Smith and his team proposed a protective order that would block Trump from sharing documents publicly, while Lauro requested narrower terms that would mark specific documents as sensitive and would allow “volunteer attorneys” access to them.

Both parties will have a chance to argue how materials like grand jury witness testimony, subpoena returns, transcripts, interview reports and other documents will be handled and who will be privy to them. Trump will not be in attendance. 

Smith’s team filed a request on Aug. 4 to the Barack Obama-appointed U.S. District Judge Tanya Chutkan to limit access of such sensitive materials to just Trump, his defense counsel, people “employed to assist the defense” or the subject of a sensitive document.

Included in the filing was a screenshot of an ominous message Trump posted earlier in the day on his social media website Truth Social, writing, “IF YOU GO AFTER ME, I’M COMING AFTER YOU!”

Assistant U.S. Attorney Molly Gaston argued in the proposed order that Trump’s previous public statements on social media about people associated with the other cases he is a part of, like his posts about Manhattan District Attorney Alvin Bragg, could have a “chilling effect” on potential witness testimony. 

Trump is already under similar orders from New York Supreme Court Justice Juan Merchan in the state's criminal case against him for falsifying business records related to hush-money payments made during the 2016 campaign to bury allegations of extramarital sexual encounters. Trump is still allowed to speak publicly about that case but may not post evidence on social media, the judge said.

Lauro, of the firm Lauro & Singer, filed a response Monday evening blasting the Justice Department's proposed limitations, arguing they are overly broad and aim to censor the former president. 

“In a trial about First Amendment rights, the government seeks to restrict First Amendment rights,” Lauro wrote. “Worse, it does so against its administration’s primary political opponent, during an election season in which the administration, prominent party members, and media allies have campaigned on the indictment and proliferated its false allegations.” 
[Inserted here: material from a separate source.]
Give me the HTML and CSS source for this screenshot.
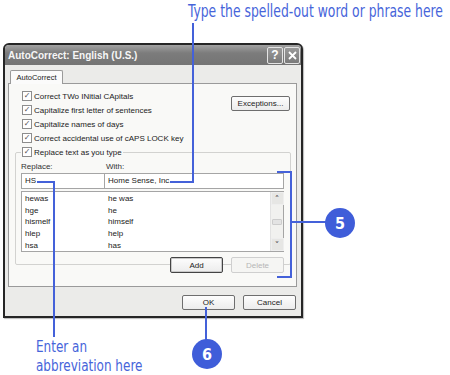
FILE: index.html
```html
<!DOCTYPE html>
<html lang="en">
<head>
  <meta charset="UTF-8" />
  <title>AutoCorrect</title>
  <link rel="stylesheet" href="styles.css">
</head>
<body>
<div class="page">
  <div class="dialog">
    <div class="titlebar">
      <span class="title">AutoCorrect: English (U.S.)</span>
      <div class="title-btns">
        <span class="tbtn">?</span>
        <span class="tbtn">
          <svg width="11" height="11" viewBox="0 0 11 11"><path d="M2 2 L9 9 M9 2 L2 9" stroke="#fff" stroke-width="1.8"/></svg>
        </span>
      </div>
    </div>

    <div class="dlg-body">
      <div class="tabs">
        <div class="tab">AutoCorrect</div>
      </div>
      <div class="panel">
        <div class="top-opts">
          <div class="checks">
            <label class="chk"><span class="box">&#10003;</span>Correct TWo INitial CApitals</label>
            <label class="chk"><span class="box">&#10003;</span>Capitalize first letter of sentences</label>
            <label class="chk"><span class="box">&#10003;</span>Capitalize names of days</label>
            <label class="chk"><span class="box">&#10003;</span>Correct accidental use of cAPS LOCK key</label>
          </div>
          <button class="btn exc">Exceptions...</button>
        </div>

        <fieldset class="group">
          <legend><label class="chk"><span class="box">&#10003;</span>Replace text as you type</label></legend>
          <div class="heads">
            <span class="h-rep">Replace:</span>
            <span>With:</span>
          </div>
          <div class="inputs">
            <div class="inp rep">HS</div>
            <div class="inp with">Home Sense, Inc.</div>
          </div>
          <div class="list">
            <div class="rows">
              <div class="row"><span class="c1">hewas</span><span>he was</span></div>
              <div class="row"><span class="c1">hge</span><span>he</span></div>
              <div class="row"><span class="c1">hismelf</span><span>himself</span></div>
              <div class="row"><span class="c1">hlep</span><span>help</span></div>
              <div class="row"><span class="c1">hsa</span><span>has</span></div>
            </div>
            <div class="scroll">
              <span class="arrow">&#708;</span>
              <span class="thumb"></span>
              <span class="arrow">&#709;</span>
            </div>
          </div>
          <div class="grp-btns">
            <button class="btn add">Add</button>
            <button class="btn dis">Delete</button>
          </div>
        </fieldset>
      </div>

      <div class="foot-btns">
        <button class="btn">OK</button>
        <button class="btn">Cancel</button>
      </div>
    </div>
  </div>

  <!-- callouts -->
  <div class="note note-top">Type the spelled-out word or phrase here</div>
  <div class="ln" style="left:192px; top:23px; width:2px; height:160px;"></div>
  <div class="ln" style="left:170px; top:181px; width:24px; height:2px;"></div>

  <div class="ln" style="left:37px; top:181px; width:18px; height:2px;"></div>
  <div class="ln" style="left:53px; top:181px; width:2px; height:156px;"></div>
  <div class="note note-abbr">Enter an<br>abbreviation here</div>

  <div class="ln" style="left:277px; top:171px; width:15px; height:2px;"></div>
  <div class="ln" style="left:290px; top:171px; width:2px; height:107px;"></div>
  <div class="ln" style="left:277px; top:276px; width:15px; height:2px;"></div>
  <div class="ln" style="left:290px; top:221px; width:36px; height:2px;"></div>
  <div class="bubble" style="left:325px; top:208px;">5</div>

  <div class="ln" style="left:205px; top:307px; width:2px; height:34px;"></div>
  <div class="bubble" style="left:192px; top:339px;">6</div>
</div>
</body>
</html>
```

FILE: styles.css
```css
body {
  margin: 0;
  background: #fff;
  font-family: 'Liberation Sans', Arial, sans-serif;
}

.page {
  position: relative;
  width: 450px;
  height: 375px;
  overflow: hidden;
}

.dialog {
  margin: 43px 0 0 3px;
  width: 296px;
  height: 271px;
  border: 2px solid #262626;
  border-radius: 6px 6px 0 0;
  background: #ebebe9;
  display: flex;
  flex-direction: column;
  box-shadow: 1px 1px 1px #bbb;
}

.titlebar {
  height: 20px;
  display: flex;
  align-items: center;
  justify-content: space-between;
  padding: 0 1px 0 3px;
  background: linear-gradient(#a2a2a2, #7c7c7c 40%, #747474);
  border-radius: 4px 4px 0 0;
}

.title {
  color: #f6f6f6;
  font-size: 10px;
  font-weight: bold;
}

.title-btns {
  display: flex;
  gap: 1px;
}

.tbtn {
  width: 14px;
  height: 15px;
  border: 1px solid #e4e4e4;
  border-radius: 2px;
  background: linear-gradient(#9a9a9a, #7a7a7a);
  color: #fff;
  font-size: 12px;
  font-weight: bold;
  display: flex;
  align-items: center;
  justify-content: center;
}

.dlg-body {
  flex: 1;
  padding: 5px 4px 0 3px;
  font-size: 8px;
  color: #222;
}

.tabs {
  display: flex;
  padding-left: 2px;
}

.tab {
  width: 51px;
  height: 13px;
  border: 1px solid #9a9a9a;
  border-bottom: none;
  border-radius: 2px 2px 0 0;
  background: #fbfbfb;
  font-size: 7.5px;
  text-align: center;
  line-height: 13px;
  margin-bottom: -1px;
  position: relative;
}

.panel {
  height: 197px;
  border: 1px solid #9a9a9a;
  background: #f9f9f7;
  padding-top: 5px;
  box-sizing: content-box;
}

.top-opts {
  display: flex;
  justify-content: space-between;
  padding: 0 6px 0 13px;
}

.chk {
  display: flex;
  align-items: center;
  gap: 2px;
  height: 14px;
  white-space: nowrap;
}

.box {
  width: 8px;
  height: 8px;
  border: 1px solid #8d8d8d;
  background: #fff;
  color: #555;
  font-size: 8px;
  line-height: 8px;
  text-align: center;
  font-family: 'DejaVu Sans', sans-serif;
}

.btn {
  font-family: 'Liberation Sans', Arial, sans-serif;
  font-size: 8px;
  color: #222;
  height: 15px;
  padding: 0;
  border: 1px solid #6e6e6e;
  border-radius: 2px;
  background: linear-gradient(#fdfdfd, #ececec);
}

.exc {
  width: 59px;
  margin-top: 7px;
}

.group {
  margin: 0 5px 0 6px;
  padding: 0 6px 3px 5px;
  border: 1px solid #d2d2d0;
  border-radius: 2px;
  height: 120px;
  box-sizing: border-box;
}

.group legend {
  padding: 0 1px;
}

.heads {
  display: flex;
  height: 10px;
  align-items: center;
  margin-top: 2px;
  color: #333;
}

.h-rep {
  width: 85px;
}

.inputs {
  display: flex;
  margin-top: 2px;
}

.inp {
  height: 14px;
  border: 1px solid #a5a5a5;
  background: #fff;
  line-height: 14px;
  padding-left: 3px;
  box-sizing: content-box;
}

.rep {
  width: 79px;
}

.with {
  flex: 1;
  border-left: none;
}

.list {
  margin-top: 2px;
  height: 59px;
  border: 1px solid #a5a5a5;
  background: #fff;
  display: flex;
}

.rows {
  flex: 1;
  padding-top: 1px;
}

.row {
  display: flex;
  height: 11.6px;
  align-items: center;
  padding-left: 3px;
}

.c1 {
  width: 83px;
}

.scroll {
  width: 12px;
  border-left: 1px solid #e2e2e2;
  background: #f1f1ef;
  display: flex;
  flex-direction: column;
  justify-content: space-between;
  align-items: center;
}

.arrow {
  width: 11px;
  height: 11px;
  background: #e6e6e4;
  border: 1px solid #eee;
  color: #666;
  font-size: 9px;
  font-weight: bold;
  text-align: center;
  line-height: 13px;
  font-family: 'DejaVu Sans', sans-serif;
}

.thumb {
  width: 8px;
  height: 4px;
  border: 1px solid #ccc;
  border-radius: 1px;
  background: #e3e3e3;
}

.grp-btns {
  display: flex;
  justify-content: flex-end;
  gap: 8px;
  margin-top: 5px;
}

.grp-btns .btn {
  width: 53px;
  height: 16px;
}

.add {
  border: 1px solid #444;
  box-shadow: inset 0 0 0 1px #c9c9c9;
}

.dis {
  color: #b6b6b6;
  border-color: #cfcfcf;
  background: #f5f5f3;
}

.foot-btns {
  display: flex;
  justify-content: flex-end;
  gap: 8px;
  margin-top: 8px;
  margin-right: 1px;
}

.foot-btns .btn {
  width: 53px;
}

/* callouts */
.ln {
  position: absolute;
  background: #4461d9;
}

.note {
  position: absolute;
  color: #4664da;
  font-family: 'DejaVu Sans Condensed', 'DejaVu Sans', sans-serif;
  font-size: 17px;
  transform: scaleX(0.81);
  transform-origin: left top;
  white-space: nowrap;
}

.note-top {
  left: 188px;
  top: 1px;
}

.note-abbr {
  left: 36px;
  top: 337px;
  font-size: 16.5px;
  line-height: 19px;
}

.bubble {
  position: absolute;
  width: 30px;
  height: 30px;
  border-radius: 50%;
  background: #3f5dd9;
  color: #fff;
  font-family: 'DejaVu Sans Condensed', 'DejaVu Sans', sans-serif;
  font-weight: bold;
  font-size: 16px;
  display: flex;
  align-items: center;
  justify-content: center;
}
```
He defended the former president’s Truth Social post as “generalized political speech” and a response to “the RINO, China-loving, dishonest special interest groups and Super PACs, like the ones funded by the Koch Brothers and the Club for No Growth.” (RINO is a pejorative term used to refer to GOP members who are "Republican in Name Only.")

Lauro’s proposal aims to narrow the scope of what counts as sensitive material by excluding certain documents obtained outside the grand jury process and limiting that definition to documents with personally identifying information. 

The legal fight is the first in Trump’s case after he pleaded not guilty on August 3 to four charges: conspiracy to defraud the United States, conspiracy to obstruct an official proceeding, conspiracy against the right to vote and have one’s vote counted and obstruction of an official proceeding. 

Trump appeared for his third arraignment this year at the E. Barrett Prettyman Federal Courthouse in Washington, just two blocks from the Capitol, where thousands of Trump’s supporters attacked the Capitol to stop the certification of President Joe Biden’s 2020 victory.

Ahead of Tuesday's developments Chutkan denied a request by Trump's team on Saturday to push its proposal filing deadline by an extra three days, which was also met with opposition by the Justice Department.

That weekend spat is a likely sign of what’s to come in the case, as prosecutors seek a speedy proceeding before the 2024 presidential election and the defense seeks to delay it so that, if Trump is elected, he can order his newly formed Justice Department to throw out the case or potentially pardon himself. 

The dispute echoes one in Trump’s first set of federal charges, over his handling of classified documents at his Mar-a-Lago estate, when U.S. District Judge Aileen Cannon, a Trump appointee, weighed Smith’s request for a December trial as Trump’s team pushed for a post-election start date. Cannon decided to schedule the trial for May 2024. 

Trump's New York trial, over charges of falsifying business records, is set for March 25, 2024.

Meanwhile in Georgia, Fulton County District Attorney Fani Willis is investigating Trump over possible election interference related to a call Trump made in the aftermath of the 2020 election, where he called Georgia Secretary of State Brad Raffensperger and asked him to find “11,780” votes, the number that would give him the state’s 16 electoral votes. 

Willis has indicated that probe is wrapping up, telling reporters “the work is accomplished” and that she plans to announce the results of the probe before the end of the current court term on September 1.